I find my containers at yard sales and thrift stores for very little money. I have vast herb gardens in mine as I find that fresh herbs make food taste so much better and I can leave off the sauces and salt. I use lavender as an herb. It makes a great addition to lemonade and sugar-free chocolate lavender pudding is wonderful. Lavender is also hated by mosquitoes so I have GIANT pots at my front door next to the orange mint.

You are not limited to vegetables when container gardening. Many fruits lend themselves to containers. This site has great info on fruit possibilities. I had not considered pineapple until I researched this. Pretty nifty!

http://www.bellaonline.com/subjects/5855.asp

Columnar apple trees are great for limited space and produce well. Since apples are my mainstay snack I have a lot of apple trees. Most of my apple trees are grafted 4 in 1’s so they self-pollinate. (You need two varieties of apples or a pear tree to cross-pollinate.) I like the fact that if I don’t heavy cull the apples stay smaller and snack appropriate.

http://www.vegetablegardener.com/item/5756/co...

Winter will not shut off your harvest if you have space indoors or a protected area you can utilize. I have a Meyer Lemon tree that cannot tolerate temperatures under 40 degrees so it becomes a large houseplant as soon as the weather turns. I use grow lights in the winter and then in the spring when we are still knee deep in snow I start my seedlings. My house looks like I have opened a nursery (or I am doing something illegal).

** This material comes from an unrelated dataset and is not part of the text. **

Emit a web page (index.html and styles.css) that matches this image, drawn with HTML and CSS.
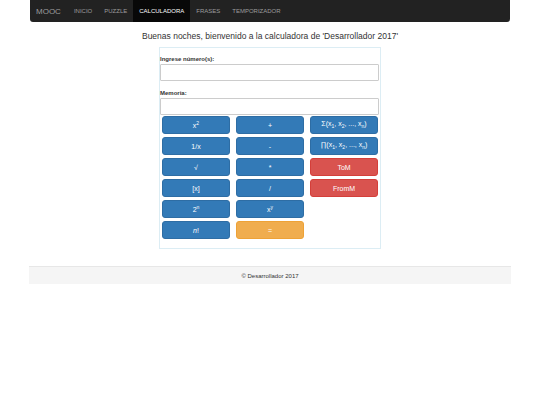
FILE: index.html
```html
<!DOCTYPE html>
<html lang="es">
<head>
<meta charset="utf-8">
<title>Calculadora</title>
<link rel="stylesheet" href="styles.css">
</head>
<body>
<nav class="navbar">
  <span class="brand">MOOC</span>
  <a class="nav-item">INICIO</a>
  <a class="nav-item">PUZZLE</a>
  <a class="nav-item active">CALCULADORA</a>
  <a class="nav-item">FRASES</a>
  <a class="nav-item">TEMPORIZADOR</a>
</nav>
<h1 class="greeting">Buenas noches, bienvenido a la calculadora de 'Desarrollador 2017'</h1>
<div class="panel">
  <label class="field-label">Ingrese número(s):</label>
  <input class="field" type="text">
  <label class="field-label second">Memoria:</label>
  <input class="field" type="text">
  <div class="keys">
    <button class="key blue">x<sup>2</sup></button>
    <button class="key blue">+</button>
    <button class="key blue">Σ(x<sub>1</sub>, x<sub>2</sub>, ..., x<sub>n</sub>)</button>
    <button class="key blue">1/x</button>
    <button class="key blue">-</button>
    <button class="key blue">∏(x<sub>1</sub>, x<sub>2</sub>, ..., x<sub>n</sub>)</button>
    <button class="key blue">√</button>
    <button class="key blue">*</button>
    <button class="key red">ToM</button>
    <button class="key blue">[x]</button>
    <button class="key blue">/</button>
    <button class="key red">FromM</button>
    <button class="key blue">2<sup>n</sup></button>
    <button class="key blue">x<sup>y</sup></button>
    <span class="key-empty"></span>
    <button class="key blue"><i>n</i>!</button>
    <button class="key orange">=</button>
  </div>
</div>
<footer class="footer">© Desarrollador 2017</footer>
</body>
</html>
```
FILE: styles.css
```css
* { box-sizing: border-box; }
body {
  margin: 0;
  font-family: "Liberation Sans", Arial, sans-serif;
  color: #333;
  background: #fff;
}
.navbar {
  margin: 0 30px;
  height: 22px;
  background: #222;
  border-radius: 0 0 3px 3px;
  display: flex;
  align-items: stretch;
}
.brand {
  display: flex;
  align-items: center;
  padding: 0 7px 0 6px;
  font-size: 8px;
  color: #9d9d9d;
}
.nav-item {
  display: flex;
  align-items: center;
  padding: 0 6px;
  font-size: 6px;
  color: #9d9d9d;
}
.nav-item.active {
  background: #080808;
  color: #fff;
}
.greeting {
  margin: 8px 0 5px;
  font-size: 8.5px;
  line-height: 12px;
  font-weight: normal;
  text-align: center;
}
.panel {
  width: 222px;
  margin: 0 auto;
  border: 1px solid #dcedf4;
  padding: 7px 1px 9px 0;
  display: flex;
  flex-direction: column;
}
.field-label {
  font-size: 6px;
  line-height: 8px;
  font-weight: bold;
  color: #333;
  margin: 0 0 1px 0;
}
.field-label.second { margin-top: 8px; }
.field {
  height: 17px;
  width: 100%;
  margin: 0;
  border: 1px solid #ccc;
  border-radius: 1px;
  padding: 0;
  background: #fff;
}
.keys {
  display: grid;
  grid-template-columns: repeat(3, 68px);
  grid-auto-rows: 18px;
  gap: 3px 6px;
  padding: 0 0 0 2px;
  margin-top: 1px;
}
.key {
  margin: 0;
  border: 1px solid transparent;
  border-radius: 3px;
  color: #fff;
  font-family: "Liberation Sans", Arial, sans-serif;
  font-size: 7px;
  padding: 0;
  line-height: 1;
}
.key sup, .key sub { font-size: 5px; }
.blue { background: #337ab7; border-color: #2e6da4; }
.red { background: #d9534f; border-color: #d43f3a; }
.orange { background: #f0ad4e; border-color: #eea236; }
.footer {
  margin: 17px 29px 0;
  height: 18px;
  background: #f5f5f5;
  border-top: 1px solid #e7e7e7;
  font-size: 6px;
  display: flex;
  align-items: center;
  justify-content: center;
}
```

All in all for a diabetic I am finding much more control for both my diet and my pocketbook as well as a boost to my mental health to grow my own food.
Please chime in with your experience and ideas!

Ginger


3 replies

Harlen
Harlen 2009-08-20 13:53:44 -0500 Report

not where I live now but when I move back down to Ga I will have my garden
And yes you can save a lot of cash just doing it your self good luck all

Anonymous
Anonymous 2009-08-19 23:34:56 -0500 Report

You are doing what I dream of doing. I grew up where the topsoil was the richest anywhere in the world and we had fresh fruits and vegetables (Concord grapes, tomatoes, rhubarb, asparagus, string beans, squash, watermelon, cherries, plums, carrots, onions, chives, peaches, pears, spinach, swiss chard, potatoes, apples, pumpkins, sweet corn, beets, strawberries, etc., etc). I was a farmer's kid at a time when kids were expected to provide "slave" labor in the fields (and hated that), but loved eating all that good food. Anybody remember those tomatoes eaten out of hand, slightly dusty, warm from the sun while standing in the hot field, tomato juice dripping down your chin? I am so tired of the cardboard, mealy, tasteless items sold in produce stores where I live now. I have to wait until my hubby is finished with some remodeling but then I swear I am going to start some container gardening. In the meantime I am living vicariously through anyone who is currently growing REAL FOOD!!! Someday soon I hope to have the bounty of my own harvest that I can share with my neighbors.

Antique-Dave
Antique-Dave 2009-08-19 20:01:51 -0500 Report

I loved having chickens around, my wife hated it, but anyways, I was in the hen house one day looking for dinner, when the one I wanted walked by I reached down grabbed it by the neck and gave it a quick twist, all nice and clean.

Every chicken in the hen house, about 2 dozen all stopped at the same time looked at me and did not make a noise, dead silence…

I started to say what are you looking at? they all squawked and flew straight up, felt like I was in an Alfred Hitchcock movie.

We also put in a garden, bigger this year then last and will be bigger yet next year, we can, freeze, dry, it all depends on your priorities, I don't have a snowmobile or an ATV just a troybilt horse.